The consolation for missing things that previously thrilled you is the constant promise of fresh experience and the chance to discover new favourites each time you stop by. In August a beautifully fanned, small but juicy breast of duck lying atop a bed of sweet pea puree dotted with maitake mushrooms made me go mmmm. The same month exquisitely fashioned squash blossoms had been stuffed with goat cheese and then set sail on a light, smoky tomato and saffron sauce that had been given an artful touch of tapenade where the tiniest little cubes of olive had each been hand positioned to look like miniature pebbles set on the edge of a pond. Their perfectly-executed crispy poussin is a tender little bird with succulent meat and lively flavors in both its jus and the goat cheese polenta cake it is paired with. Scott Howard's chefs have a deft hand with Foie Gras, either sprinkling large grains of salt on thick, creamy, cool, torchon-style slabs of the liver for an intensely savoury experience or at the sweeter end of the spectrum, serving it freshly seared on toasted brioche with licorice greens and a huckleberry Meyer lemon gastrique. The latter preparation, where the lobe had been cooked just enough to impart a golden crust on the the liver without diminishing any of the fat-oozing, tender, custard-like offal at its centre, caused barely muffled groans of pleasure to escape from everyone who let it pass their lips.
That some of Scott Howard's dishes are so utterly fantastic, means that there will be others that can't quite deliver the same levels of ecstasy. The sometimes stunning sweetbreads are at their best when they are served with a crispier coating that contrasts with the cushiony cloud of potato on which they lie. But when the glands are cooked in softer style, the juxtaposition between elements is less marked and the dish loses its edge. On one visit a tomato jam and pickled cucumber had taken the place of potato next to the sweetbreads which sounded intriguing, but taste wise was all over the shop and with no clear direction. Scott Howard's cooked scallops would be improved by an introduction to the Maillard effect since in a plain dish where they were paired with scallops corn and mushrooms, I found them to be insipid and pale. Monkfish with roasted tomatoes and cockle broth was a simple, clean-looking dish and the fish was perfectly tender but the end result was similarly unperky due to the watery broth. On my very first visit I enjoyed a pork belly, and I would probably still be ordering it to this day if, on the second tasting, it hadn't been a disaster - presented as a lump of wobbly white fat with no meat and not enough cooking time to make the fat anywhere near palatable. Thankfully the wait staff, who are mostly smart, savvy and extremely professional, noticed the problem and took the item off the bill without any fuss.

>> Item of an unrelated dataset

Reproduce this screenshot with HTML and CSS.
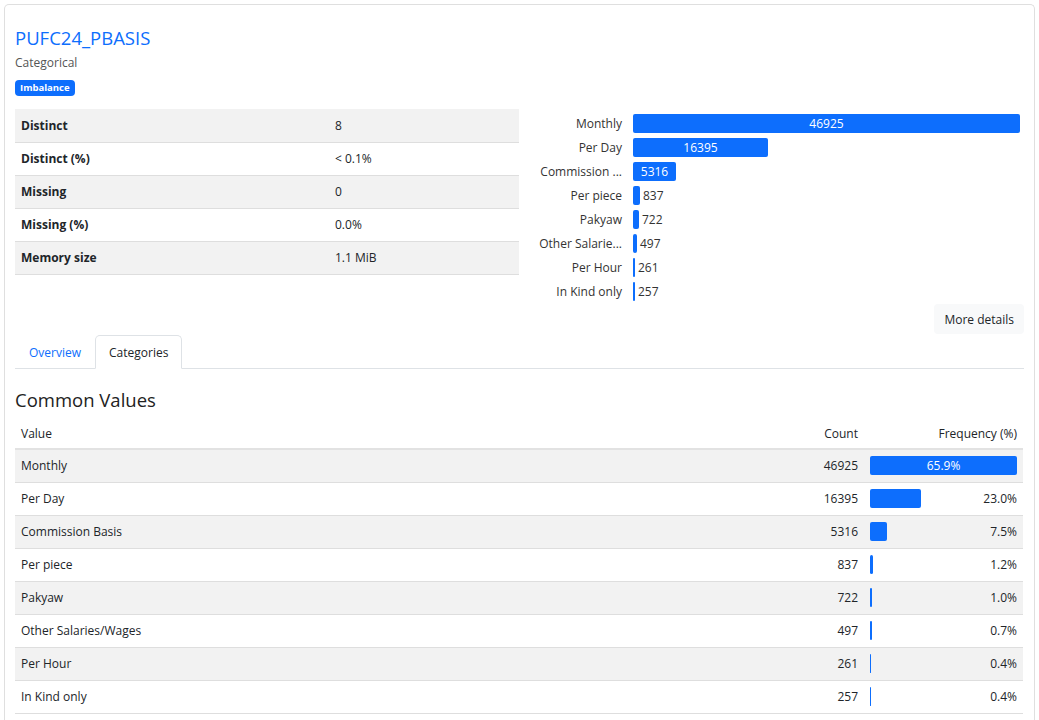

Scott Howard's linguine pasta with Saffron, the dish which sparked off a lively discussion about salt and pepper availability in restaurants, is the menu's token failure. They just don't seem to be able to get right. With the namesake spice barely discernible, the pasta dishes, whose ingredients vary on each visit, was initially recommended to me as a must have because "heirloom tomatoes won't be in season much longer". I usually find Scott Howard's seasoning levels to be spot on so I was disappointed to find the pasta was totally bland and that the tomatoes had been turned in to a flavourless mush. In the second attempt, with a chanterelle and leek stew, the vegetables were similarly lackluster but this time they were, at least salted. Third time, not lucky, presented us with an oversalted chanterelle, mint and olive combination that resulted in the least desirable of an already bad bunch of unpalatable noodles.
I was a little turned off Scott Howard's dessert menu when I was told on my first visit that they use artificially flavoured chips to make their butterscotch pudding. I have had the Brioche French toast a couple of times which, with its star anise and caramelised banana, is an exotic but filling treat. I have noticed that waiters generally pick this dessert as the one that they try and tempt customers with - so it must be popular - and it is always on the menu. Myself, I prefer to end the meal, instead, with a glass of Brachetto, although I wish they weren't so stingy with the pour.
Service has mostly been excellent at Scott Howard. On one visit, when they were thirty minutes late showing us to our table, we were all given complimentary glasses of J Cuvée 20 as an apology for the wait. I am guessing that Scott Howard probably track customers via Opentable because when we made two visits in as many days, the first thing they did was offer us a free round of drinks at the bar which I read as a thank you for our regular custom. One huge brownie point goes to the waiters who always ask if a drink is finished before removing the glass, but one brownie point is lost because they keep the wine and water bottles away from the table, not giving customers the chance to make their own pours which we would prefer. On the last visit, when our waitress was absent and our glasses lacking, I retrieved our bottle of wine from its hideaway on the table behind us and passed it to a friend to do the honours. The waitress spotted us and without warning, came up behind him, grabbed the bottle from his hand as he was midst-fillup and took over his action, spilling red wine on both his food and white shirt. The waitress in question doesn't do justice to the reputation of the other, excellent, servers, all of whom I think would have handled the situation differently. Since this happened I have decided to make it clear whenever I dine out, that I prefer to be in control of my own wine pours and I plan to test out some assertiveness, on my next visit to delicious Scott Howard.
Six visits were made to Scott Howard between June and October 2007 before this review was written.
Some Great Things About Scott Howard
The chef loves mushrooms and so do I. They are all over the menu and I am not complaining.
They show an appreciation of regulars.
Bargain - From 5.30-6.30 and 9.30pm - 10pm they offer a bargain prix fixe menu offering 3 courses for just $32 per person.
If you book a 9.30pm table on Opentable you get a bonus
Some Not So Great Things About Scott Howard
Wine bottles not left on the table
Up sale of water, also not left on the table, over-zealous refills by bussers
No salt and pepper readily available.
Menu-muddle - they let me order no less than two items (same main ingredient but different preparations) from an out of date menu causing two wrong dishes to end up on the table in front of me. They apologised and comped us a couple of drinks.
Incorrect information given by the person manning the phones. (She told us that menus would not change in the current month, when in fact they change constantly, causing us to cancel a booking because we didn't want to eat the exact same thing as she led us to believe we would do.)